**TASK TO CARRY OUT:** Please pull out every line that includes the string "components".

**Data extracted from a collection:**
[Start]

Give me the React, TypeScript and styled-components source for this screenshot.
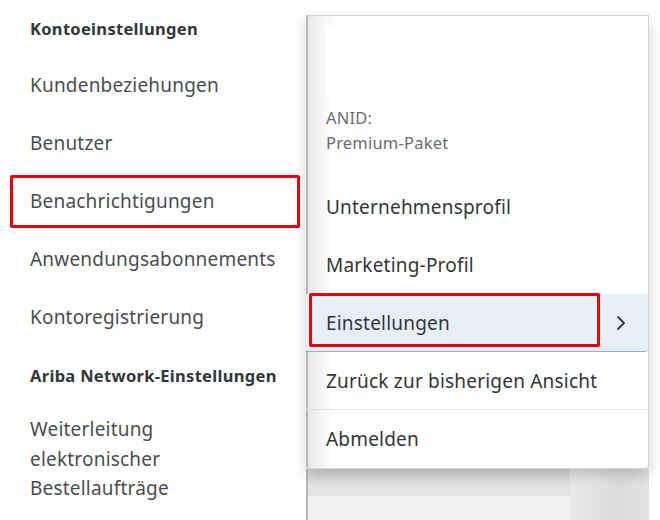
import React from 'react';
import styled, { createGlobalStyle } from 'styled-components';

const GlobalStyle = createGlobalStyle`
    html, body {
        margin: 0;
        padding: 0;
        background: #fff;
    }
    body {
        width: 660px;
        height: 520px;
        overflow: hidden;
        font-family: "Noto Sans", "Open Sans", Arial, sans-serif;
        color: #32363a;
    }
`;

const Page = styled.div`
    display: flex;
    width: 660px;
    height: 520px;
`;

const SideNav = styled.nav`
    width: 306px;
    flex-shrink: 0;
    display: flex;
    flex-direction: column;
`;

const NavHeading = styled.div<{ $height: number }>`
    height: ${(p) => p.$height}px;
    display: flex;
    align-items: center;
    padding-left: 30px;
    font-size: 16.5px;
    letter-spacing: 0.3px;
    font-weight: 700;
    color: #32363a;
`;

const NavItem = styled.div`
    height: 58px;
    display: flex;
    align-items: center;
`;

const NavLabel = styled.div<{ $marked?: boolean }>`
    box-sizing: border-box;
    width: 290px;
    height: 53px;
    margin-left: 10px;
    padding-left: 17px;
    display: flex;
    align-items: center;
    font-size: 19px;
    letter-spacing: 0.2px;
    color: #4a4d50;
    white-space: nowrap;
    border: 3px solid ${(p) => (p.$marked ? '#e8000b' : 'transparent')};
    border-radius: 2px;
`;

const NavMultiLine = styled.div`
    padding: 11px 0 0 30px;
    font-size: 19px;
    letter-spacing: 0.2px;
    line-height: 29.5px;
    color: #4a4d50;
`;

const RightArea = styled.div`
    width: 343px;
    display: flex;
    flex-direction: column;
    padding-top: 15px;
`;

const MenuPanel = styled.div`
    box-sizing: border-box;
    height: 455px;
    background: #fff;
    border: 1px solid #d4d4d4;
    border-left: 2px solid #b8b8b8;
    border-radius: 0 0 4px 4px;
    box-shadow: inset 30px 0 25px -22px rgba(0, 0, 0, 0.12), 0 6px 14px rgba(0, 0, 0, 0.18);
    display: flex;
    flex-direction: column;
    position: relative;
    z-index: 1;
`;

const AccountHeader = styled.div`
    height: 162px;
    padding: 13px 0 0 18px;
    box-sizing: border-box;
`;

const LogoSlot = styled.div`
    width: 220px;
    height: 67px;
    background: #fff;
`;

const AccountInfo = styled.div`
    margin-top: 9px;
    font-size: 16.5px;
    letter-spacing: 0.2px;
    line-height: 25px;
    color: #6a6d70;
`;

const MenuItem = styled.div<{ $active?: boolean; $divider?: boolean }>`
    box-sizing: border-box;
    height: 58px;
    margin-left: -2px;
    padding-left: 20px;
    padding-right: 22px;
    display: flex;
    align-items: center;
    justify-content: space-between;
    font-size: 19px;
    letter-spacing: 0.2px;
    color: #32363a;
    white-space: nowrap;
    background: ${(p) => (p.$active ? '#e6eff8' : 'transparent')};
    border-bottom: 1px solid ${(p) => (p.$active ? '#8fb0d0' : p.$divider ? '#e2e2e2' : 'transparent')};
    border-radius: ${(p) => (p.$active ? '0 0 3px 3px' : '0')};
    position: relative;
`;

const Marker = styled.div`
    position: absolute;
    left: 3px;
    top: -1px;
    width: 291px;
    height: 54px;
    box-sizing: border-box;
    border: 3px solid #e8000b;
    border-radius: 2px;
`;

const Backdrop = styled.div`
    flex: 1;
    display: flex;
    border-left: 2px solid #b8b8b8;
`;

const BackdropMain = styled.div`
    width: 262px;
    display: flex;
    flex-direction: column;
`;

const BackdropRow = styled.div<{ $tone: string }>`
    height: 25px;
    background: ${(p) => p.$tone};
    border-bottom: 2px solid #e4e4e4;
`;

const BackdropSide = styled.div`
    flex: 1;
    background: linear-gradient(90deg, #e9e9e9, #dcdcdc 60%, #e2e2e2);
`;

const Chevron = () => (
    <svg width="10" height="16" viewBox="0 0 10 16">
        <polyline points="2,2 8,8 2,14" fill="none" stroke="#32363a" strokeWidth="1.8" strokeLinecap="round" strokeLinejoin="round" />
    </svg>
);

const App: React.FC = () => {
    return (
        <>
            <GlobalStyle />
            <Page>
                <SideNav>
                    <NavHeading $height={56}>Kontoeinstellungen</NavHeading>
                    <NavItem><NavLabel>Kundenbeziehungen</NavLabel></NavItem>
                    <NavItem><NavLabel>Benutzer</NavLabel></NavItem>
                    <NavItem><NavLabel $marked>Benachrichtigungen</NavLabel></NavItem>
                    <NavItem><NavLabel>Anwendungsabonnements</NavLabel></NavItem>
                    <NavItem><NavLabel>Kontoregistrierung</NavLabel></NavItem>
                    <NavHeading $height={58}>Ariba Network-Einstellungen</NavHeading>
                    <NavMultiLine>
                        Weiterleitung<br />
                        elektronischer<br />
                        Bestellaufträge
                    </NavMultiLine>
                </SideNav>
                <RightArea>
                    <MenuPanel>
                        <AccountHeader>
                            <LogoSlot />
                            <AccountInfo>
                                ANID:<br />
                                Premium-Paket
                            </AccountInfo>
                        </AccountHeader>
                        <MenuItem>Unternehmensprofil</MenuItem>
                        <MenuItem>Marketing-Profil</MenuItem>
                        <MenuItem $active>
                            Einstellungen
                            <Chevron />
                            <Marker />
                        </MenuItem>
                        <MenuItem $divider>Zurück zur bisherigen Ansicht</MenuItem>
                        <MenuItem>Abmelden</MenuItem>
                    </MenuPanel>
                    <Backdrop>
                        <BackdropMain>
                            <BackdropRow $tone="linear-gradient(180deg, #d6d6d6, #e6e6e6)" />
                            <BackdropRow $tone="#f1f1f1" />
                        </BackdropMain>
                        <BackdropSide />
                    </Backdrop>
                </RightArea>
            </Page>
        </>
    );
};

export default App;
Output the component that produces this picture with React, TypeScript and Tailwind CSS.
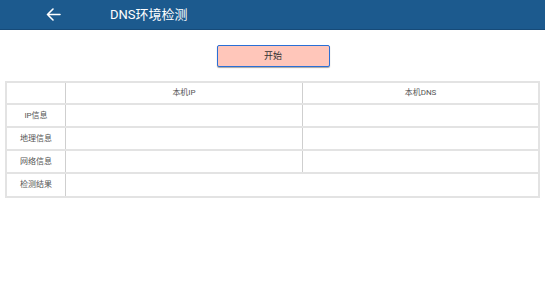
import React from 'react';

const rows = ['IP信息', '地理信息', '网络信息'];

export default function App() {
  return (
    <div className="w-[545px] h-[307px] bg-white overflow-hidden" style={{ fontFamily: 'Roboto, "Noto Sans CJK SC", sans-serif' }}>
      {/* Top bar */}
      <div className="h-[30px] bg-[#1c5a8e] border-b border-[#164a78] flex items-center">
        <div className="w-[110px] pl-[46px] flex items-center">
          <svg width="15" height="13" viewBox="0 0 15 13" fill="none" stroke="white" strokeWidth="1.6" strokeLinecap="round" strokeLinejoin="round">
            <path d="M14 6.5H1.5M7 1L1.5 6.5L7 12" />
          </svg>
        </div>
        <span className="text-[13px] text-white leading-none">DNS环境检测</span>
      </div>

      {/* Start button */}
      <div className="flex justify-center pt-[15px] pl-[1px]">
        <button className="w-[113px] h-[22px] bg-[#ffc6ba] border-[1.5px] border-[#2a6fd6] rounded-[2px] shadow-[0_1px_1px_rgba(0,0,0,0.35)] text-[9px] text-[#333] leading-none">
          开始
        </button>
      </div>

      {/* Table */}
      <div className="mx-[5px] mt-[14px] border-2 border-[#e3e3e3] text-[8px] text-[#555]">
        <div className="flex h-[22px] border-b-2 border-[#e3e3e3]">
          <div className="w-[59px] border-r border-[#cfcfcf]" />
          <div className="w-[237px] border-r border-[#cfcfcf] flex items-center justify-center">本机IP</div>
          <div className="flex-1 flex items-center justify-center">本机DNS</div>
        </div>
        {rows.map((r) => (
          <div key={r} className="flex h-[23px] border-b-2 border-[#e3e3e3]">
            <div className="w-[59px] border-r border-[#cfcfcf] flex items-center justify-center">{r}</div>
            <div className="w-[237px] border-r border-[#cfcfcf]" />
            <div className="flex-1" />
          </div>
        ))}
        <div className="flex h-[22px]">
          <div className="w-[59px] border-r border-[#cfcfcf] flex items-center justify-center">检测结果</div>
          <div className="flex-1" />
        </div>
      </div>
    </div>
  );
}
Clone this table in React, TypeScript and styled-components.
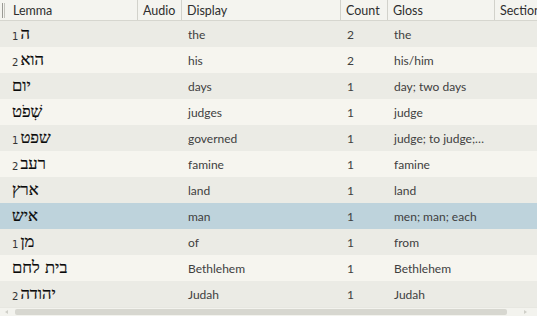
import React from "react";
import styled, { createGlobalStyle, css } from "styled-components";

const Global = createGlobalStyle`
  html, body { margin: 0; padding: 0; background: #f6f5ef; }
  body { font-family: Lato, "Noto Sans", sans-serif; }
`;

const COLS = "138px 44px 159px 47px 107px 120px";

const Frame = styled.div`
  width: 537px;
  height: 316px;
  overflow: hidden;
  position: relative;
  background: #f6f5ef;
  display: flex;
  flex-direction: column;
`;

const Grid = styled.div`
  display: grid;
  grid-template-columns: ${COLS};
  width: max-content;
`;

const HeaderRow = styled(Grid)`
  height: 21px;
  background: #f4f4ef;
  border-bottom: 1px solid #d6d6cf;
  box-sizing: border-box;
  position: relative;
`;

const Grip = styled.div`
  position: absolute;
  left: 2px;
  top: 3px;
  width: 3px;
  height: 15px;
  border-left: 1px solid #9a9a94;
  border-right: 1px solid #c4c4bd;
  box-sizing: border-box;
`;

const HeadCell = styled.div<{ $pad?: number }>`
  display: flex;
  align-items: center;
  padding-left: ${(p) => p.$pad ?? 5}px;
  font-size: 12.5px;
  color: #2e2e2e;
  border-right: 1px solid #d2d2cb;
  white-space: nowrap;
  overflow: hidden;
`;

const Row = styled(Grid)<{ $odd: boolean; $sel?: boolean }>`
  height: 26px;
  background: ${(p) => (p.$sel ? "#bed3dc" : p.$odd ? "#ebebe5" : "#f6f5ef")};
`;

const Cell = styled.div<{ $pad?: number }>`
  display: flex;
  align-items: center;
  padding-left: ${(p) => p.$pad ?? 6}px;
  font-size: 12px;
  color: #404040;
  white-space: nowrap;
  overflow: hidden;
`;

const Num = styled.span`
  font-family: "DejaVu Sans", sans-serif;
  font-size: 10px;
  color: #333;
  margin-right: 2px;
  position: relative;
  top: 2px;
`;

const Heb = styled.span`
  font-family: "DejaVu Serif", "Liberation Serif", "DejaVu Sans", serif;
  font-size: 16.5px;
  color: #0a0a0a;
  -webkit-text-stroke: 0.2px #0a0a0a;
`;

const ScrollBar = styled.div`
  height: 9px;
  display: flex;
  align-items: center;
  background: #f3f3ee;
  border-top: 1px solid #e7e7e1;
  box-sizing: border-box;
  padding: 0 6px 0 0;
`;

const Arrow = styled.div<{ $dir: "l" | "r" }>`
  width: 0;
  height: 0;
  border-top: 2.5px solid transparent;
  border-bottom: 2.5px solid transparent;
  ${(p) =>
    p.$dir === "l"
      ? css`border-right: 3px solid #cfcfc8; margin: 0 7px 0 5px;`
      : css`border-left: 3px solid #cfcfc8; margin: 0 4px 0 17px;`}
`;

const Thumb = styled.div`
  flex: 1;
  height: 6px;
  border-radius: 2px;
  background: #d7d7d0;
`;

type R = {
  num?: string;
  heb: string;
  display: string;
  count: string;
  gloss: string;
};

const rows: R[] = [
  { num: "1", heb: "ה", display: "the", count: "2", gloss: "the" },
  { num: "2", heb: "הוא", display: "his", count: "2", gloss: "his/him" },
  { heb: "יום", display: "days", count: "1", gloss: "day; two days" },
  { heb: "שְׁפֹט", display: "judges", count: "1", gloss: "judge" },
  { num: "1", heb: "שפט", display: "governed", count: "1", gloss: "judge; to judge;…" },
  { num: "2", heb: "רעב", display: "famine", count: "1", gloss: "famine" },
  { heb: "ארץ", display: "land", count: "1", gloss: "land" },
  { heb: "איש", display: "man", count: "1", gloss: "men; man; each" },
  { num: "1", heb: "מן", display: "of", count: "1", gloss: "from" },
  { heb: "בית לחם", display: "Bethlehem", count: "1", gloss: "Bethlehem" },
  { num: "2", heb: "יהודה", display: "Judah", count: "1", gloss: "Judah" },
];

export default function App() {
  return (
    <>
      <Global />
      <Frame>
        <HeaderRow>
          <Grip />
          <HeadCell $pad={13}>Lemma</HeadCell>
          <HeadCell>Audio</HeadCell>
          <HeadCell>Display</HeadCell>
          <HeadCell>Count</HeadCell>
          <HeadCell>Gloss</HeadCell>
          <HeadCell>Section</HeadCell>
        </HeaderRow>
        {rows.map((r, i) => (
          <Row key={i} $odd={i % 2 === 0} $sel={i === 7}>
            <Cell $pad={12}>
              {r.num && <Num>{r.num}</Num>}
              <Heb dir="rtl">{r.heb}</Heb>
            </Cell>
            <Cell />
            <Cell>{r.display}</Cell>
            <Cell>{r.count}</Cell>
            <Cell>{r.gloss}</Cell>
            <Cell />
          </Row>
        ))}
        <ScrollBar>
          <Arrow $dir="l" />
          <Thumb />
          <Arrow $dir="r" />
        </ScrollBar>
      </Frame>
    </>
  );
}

[End]

**TASK SOLUTION:**
Give me the React, TypeScript and styled-components source for this screenshot.
import styled, { createGlobalStyle } from 'styled-components';
Clone this table in React, TypeScript and styled-components.
import styled, { createGlobalStyle, css } from "styled-components";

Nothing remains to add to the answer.